Getting Shirley Tse to represent Hong Kong at the 2019 Venice Biennale is to be applauded. She’s a woman. She’s older than those chosen in the past. She’s international. And, most importantly, she is an artist of such calibre that one cannot dismiss the choice as mere tokenism.
Since 2009, the Hong Kong Arts Development Council, which is in charge of the Hong Kong Pavilion in Venice, has adopted the format of a site-specific solo exhibition instead of a group show. That gives one artist the opportunity to really shine at the world’s biggest and most important contemporary art exhibition. Samson Young Kar-fai’s “Songs for Disaster Relief”, for example, was seen by 130,000 people in the Italian city last year.
It is an opportunity that has never before been given to an artist who is not male. That’s not just the council’s fault, however. Since 2013, the pavilion has been co-presented by M+, the upcoming museum of visual culture in the West Kowloon Cultural District, and M+ curators have been making the pick in consultation with the council.
Not only has the pavilion been devoid of diversity, critics lament, it is also a “black box” operation that blocks out the rest of the arts community. (Before 2013, the pavilion’s curators were chosen following an open invitation for proposals.)
Now the council and M+ seem to be listening.
For the 2017 edition, Ying Kwok was brought in as guest curator, which added an outside voice to the M+ production of Young’s exhibition.
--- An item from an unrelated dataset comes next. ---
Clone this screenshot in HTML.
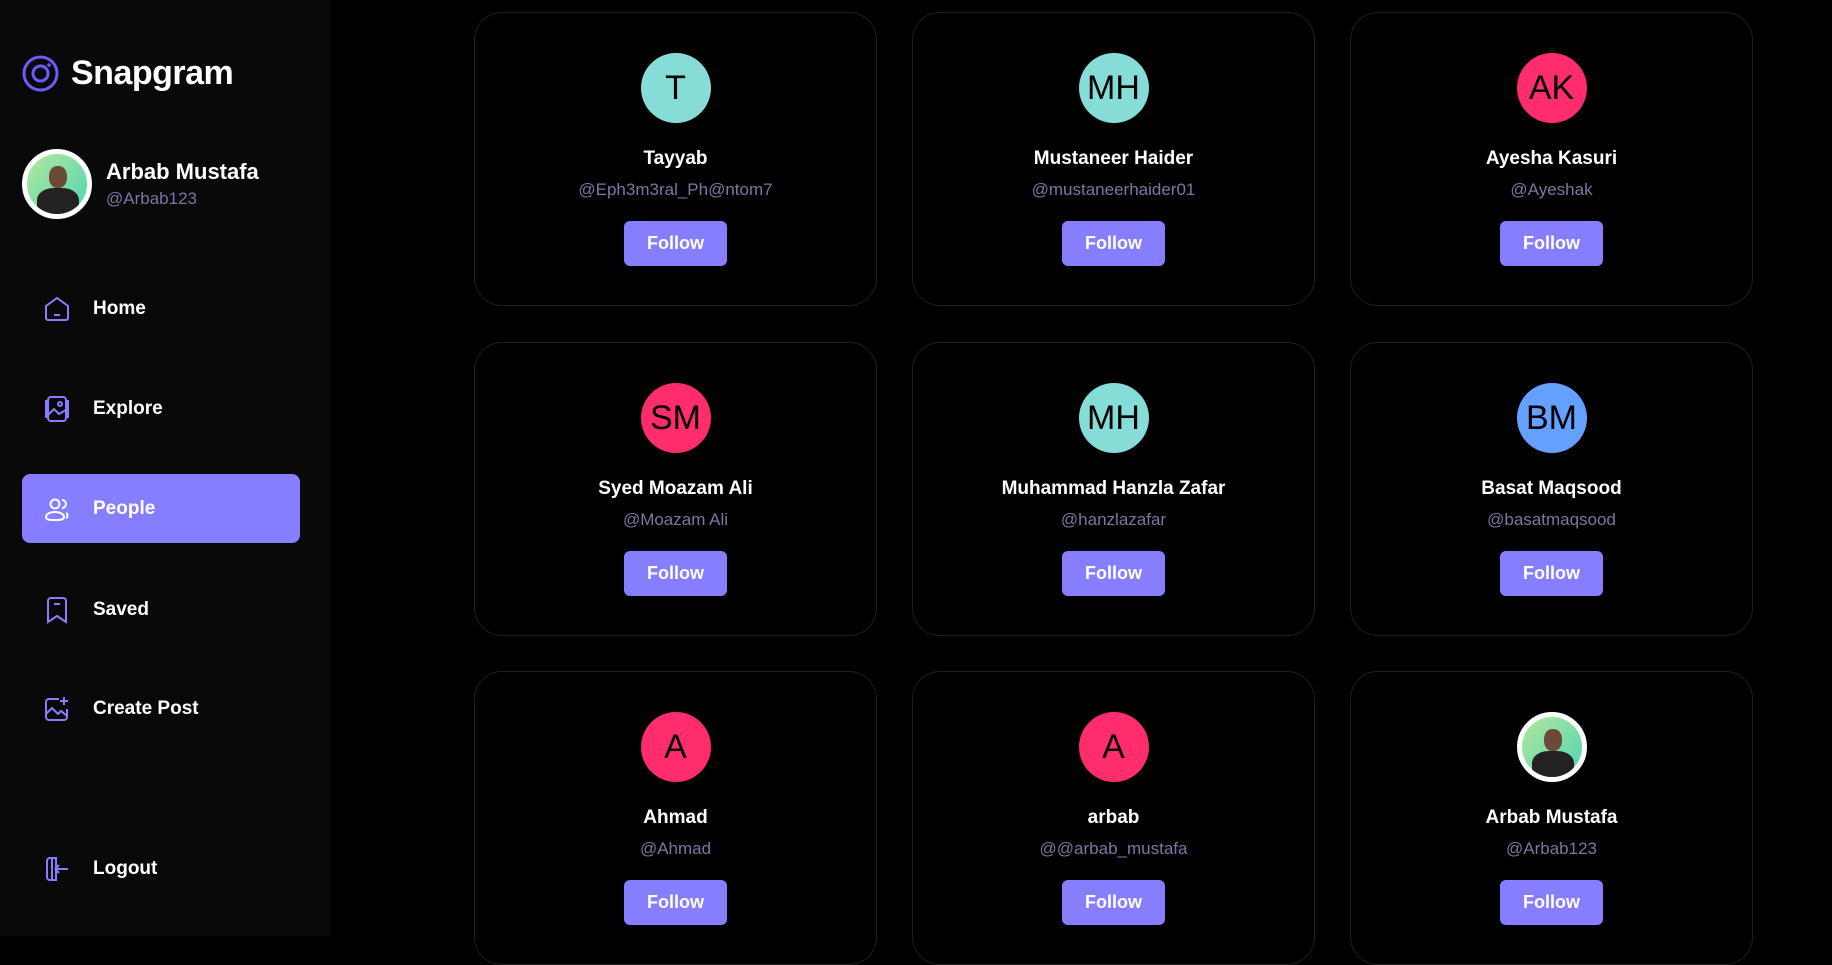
<!DOCTYPE html>
<html><head><meta charset="utf-8"><style>
*{box-sizing:border-box;margin:0;padding:0}
body{width:1832px;height:936px;background:#000;font-family:"Liberation Sans",sans-serif;color:#fff;overflow:hidden;position:relative}
.side{position:absolute;left:0;top:0;width:330px;height:936px;background:#09090a}
.logo{position:absolute;left:22px;top:54px;display:flex;align-items:center}
.logo span{font-size:34px;font-weight:bold;margin-left:12px;letter-spacing:-0.5px}
.prof{position:absolute;left:22px;top:149px;display:flex;align-items:center}
.av{width:70px;height:70px;border-radius:50%;border:5px solid #fff;background:linear-gradient(135deg,#b4e6a0,#4fd6b0);position:relative;overflow:hidden}
.av .h{position:absolute;left:22px;top:12px;width:18px;height:22px;border-radius:45%;background:#6b4a3a}
.av .b{position:absolute;left:10px;top:34px;width:42px;height:30px;border-radius:40% 40% 0 0;background:#222}
.prof .t{margin-left:14px}
.prof .n{font-size:22px;font-weight:bold}
.prof .u{font-size:17px;color:#7878a3;margin-top:4px}
.nav{position:absolute;left:22px;width:278px;height:69px;display:flex;align-items:center;padding-left:21px;font-size:19px;font-weight:bold;border-radius:8px}
.nav svg{width:28px;height:28px;margin-right:22px}
.act{background:#877eff}
.card{position:absolute;width:403px;height:294px;border:1px solid #1f1f22;border-radius:28px;text-align:center}
.ci{width:70px;height:70px;border-radius:50%;margin:40px auto 0;color:#000;font-size:34px;line-height:70px}
.cn{font-size:19px;font-weight:bold;margin-top:25px}
.cu{font-size:17px;color:#7878a3;margin-top:10px}
.fb{width:103px;height:45px;background:#877eff;border-radius:6px;margin:21px auto 0;font-size:18px;font-weight:bold;line-height:45px}
</style></head><body>
<div class="side">
<div class="logo"><svg width="37" height="37" viewBox="0 0 37 37"><circle cx="18.5" cy="18.5" r="16.5" fill="none" stroke="#6a5cff" stroke-width="3"/><circle cx="18.5" cy="18.5" r="7.5" fill="none" stroke="#6a5cff" stroke-width="3"/><circle cx="27" cy="10" r="1.8" fill="#6a5cff"/></svg><span>Snapgram</span></div>
<div class="prof"><div class="av"><div class="b"></div><div class="h"></div></div><div class="t"><div class="n">Arbab Mustafa</div><div class="u">@Arbab123</div></div></div>
<div class="nav" style="top:274px"><svg viewBox="0 0 28 28" fill="none" stroke="#877eff" stroke-width="2"><path d="M3 11L14 3l11 8v12a2 2 0 0 1-2 2H5a2 2 0 0 1-2-2z"/><path d="M11 20h6"/></svg>Home</div>
<div class="nav" style="top:374px"><svg viewBox="0 0 28 28" fill="none" stroke="#877eff" stroke-width="2"><rect x="5" y="2" width="18" height="24" rx="3"/><path d="M5 6H3v16h2M23 6h2v16h-2"/><circle cx="17" cy="9" r="2"/><path d="M5 20l6-6 5 5 7-4"/></svg>Explore</div>
<div class="nav act" style="top:474px"><svg viewBox="0 0 28 28" fill="none" stroke="#fff" stroke-width="2"><circle cx="12" cy="9" r="4.5"/><path d="M3 22c0-3 4-5 9-5s9 2 9 5-4 3-9 3-9 0-9-3z"/><path d="M19 5a4 4 0 0 1 0 8M23 18c2 1 2 4 0 5"/></svg>People</div>
<div class="nav" style="top:575px"><svg viewBox="0 0 28 28" fill="none" stroke="#877eff" stroke-width="2"><path d="M5 5a3 3 0 0 1 3-3h12a3 3 0 0 1 3 3v21l-9-6-9 6z"/><path d="M11 8h6"/></svg>Saved</div>
<div class="nav" style="top:674px"><svg viewBox="0 0 28 28" fill="none" stroke="#877eff" stroke-width="2"><path d="M16 4H6a3 3 0 0 0-3 3v15a3 3 0 0 0 3 3h15a3 3 0 0 0 3-3v-8"/><path d="M21 2v8M17 6h8"/><path d="M3 19l6-6 6 6 3-3 6 5"/></svg>Create Post</div>
<div class="nav" style="top:834px"><svg viewBox="0 0 28 28" fill="none" stroke="#877eff" stroke-width="2"><path d="M13 3H7a3 3 0 0 0-3 3v16a3 3 0 0 0 3 3h6"/><path d="M12 14h13M12 14l4-4M12 14l4 4"/><rect x="9" y="3" width="4" height="22"/></svg>Logout</div>
</div>

<div class="card" style="left:474px;top:12px"><div class="ci" style="background:#86ddd8">T</div><div class="cn">Tayyab</div><div class="cu">@Eph3m3ral_Ph@ntom7</div><div class="fb">Follow</div></div>
<div class="card" style="left:912px;top:12px"><div class="ci" style="background:#86ddd8">MH</div><div class="cn">Mustaneer Haider</div><div class="cu">@mustaneerhaider01</div><div class="fb">Follow</div></div>
<div class="card" style="left:1350px;top:12px"><div class="ci" style="background:#ff2d6b">AK</div><div class="cn">Ayesha Kasuri</div><div class="cu">@Ayeshak</div><div class="fb">Follow</div></div>
<div class="card" style="left:474px;top:342px"><div class="ci" style="background:#ff2d6b">SM</div><div class="cn">Syed Moazam Ali</div><div class="cu">@Moazam Ali</div><div class="fb">Follow</div></div>
<div class="card" style="left:912px;top:342px"><div class="ci" style="background:#86ddd8">MH</div><div class="cn">Muhammad Hanzla Zafar</div><div class="cu">@hanzlazafar</div><div class="fb">Follow</div></div>
<div class="card" style="left:1350px;top:342px"><div class="ci" style="background:#64a0ff">BM</div><div class="cn">Basat Maqsood</div><div class="cu">@basatmaqsood</div><div class="fb">Follow</div></div>
<div class="card" style="left:474px;top:671px"><div class="ci" style="background:#ff2d6b">A</div><div class="cn">Ahmad</div><div class="cu">@Ahmad</div><div class="fb">Follow</div></div>
<div class="card" style="left:912px;top:671px"><div class="ci" style="background:#ff2d6b">A</div><div class="cn">arbab</div><div class="cu">@@arbab_mustafa</div><div class="fb">Follow</div></div>
<div class="card" style="left:1350px;top:671px"><div class="ci av" style="margin-top:40px"><div class="b"></div><div class="h"></div></div><div class="cn">Arbab Mustafa</div><div class="cu">@Arbab123</div><div class="fb">Follow</div></div>
</body></html>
For 2019, another outsider, Christina Li, has been made guest curator, andshe got to pick the featured artist.
“I thought, ‘It’s got to be a woman,’” says Li, the former curator of non-profit art space Spring Workshop. “I wanted to look beyond artists of my generation [those born in the 1970s and 80s]. Those we have sent to Venice in recent years were all about the same age. I want to show the world that Hong Kong’s contemporary art scene is broad. When I looked at what Shirley’s done all these years, I thought she fit the bill perfectly.”
There are other “firsts” in the choice of Tse, who was born in Hong Kong in 1968. She is the first sculptor to be featured at the Hong Kong Pavilion and the first overseas Hong Kong artist.
“Tse [...] went to Chinese University and moved to California in the early 1990s. Like her, I was born in Hong Kong and live elsewhere,” says Li, who splits her time between Hong Kong and Amsterdam, in the Netherlands. “I want us to think about Hong Kong art without being restricted to where the artists physically live.”
Los Angeles-based Tse, who is on the faculty at the California Institute of the Arts and who, in 2009, was awarded the John Simon Guggenheim Foundation Fellowship, has been showing her work all over the world, including at the 2002 Sydney Biennale and New York’s New Museum of Contemporary Art. But the fact that she lives in the United States and doesn’t often exhibit in Asia means her name is not familiar here. (One major local exhibition was in 2010, when she had a joint show with her sister, Sara Tse Suk-ting, who is based in Hong Kong.)
“My work has gone from a focus on how plastic and polymers represent changes in a society like Hong Kong as it goes through increased globalisation, to the concept of plasticity and negotiation,” Shirley Tse says over the phone, when asked how her art has evolved over the years.
About two decades ago, she was making elaborate sculptures from packaging materials, such as the polystyrene boxes in which computers were shipped. One of her biggest works was Polymathicstyrene (1999-2000), which was shown at the Sydney Biennale. The room-size construct was an example of Tse turning an uninspiring material into something beautiful, and which revealed her thoughts on contemporary society.
Tse attributes her attraction to plastic to growing up in Hong Kong, where the material is ubiquitous and, in her mind, became associated with urban development. To her, polymers represented how the 20th century was about the moving of people and goods around the world, as well as the concept of multiplicities and competing ideologies.
She says she was struck by how, in the US, the idea of plastic has shifted from utopia to dystopia in just 50 years. Her questioning of how that happened led her to take plastic bags filled with her own breath for “walks” in California’s Death Valley, the pristine natural landscape that gave her such a “culture shock” when she first moved to the US.
“One day it dawned on me that I’d been put into a category. I’d become that woman who used plastic!” she says. “I love materials – I’m a sculptor – but I’m not just about the material. It’s the idea of plasticity that I’m interested in, so I dropped using plastic exclusively and expanded to other materials.”
More recently, Tse has started to combine contrasting materials as a way that reflects on how differences can be negotiated to produce a “win-win” situation, a trenchant comment on today’s divided world.
Tse won’t say much about her Venice plans yet, but she is thinking of modular sculptures such as rhizomes that are connected but not determined by one element.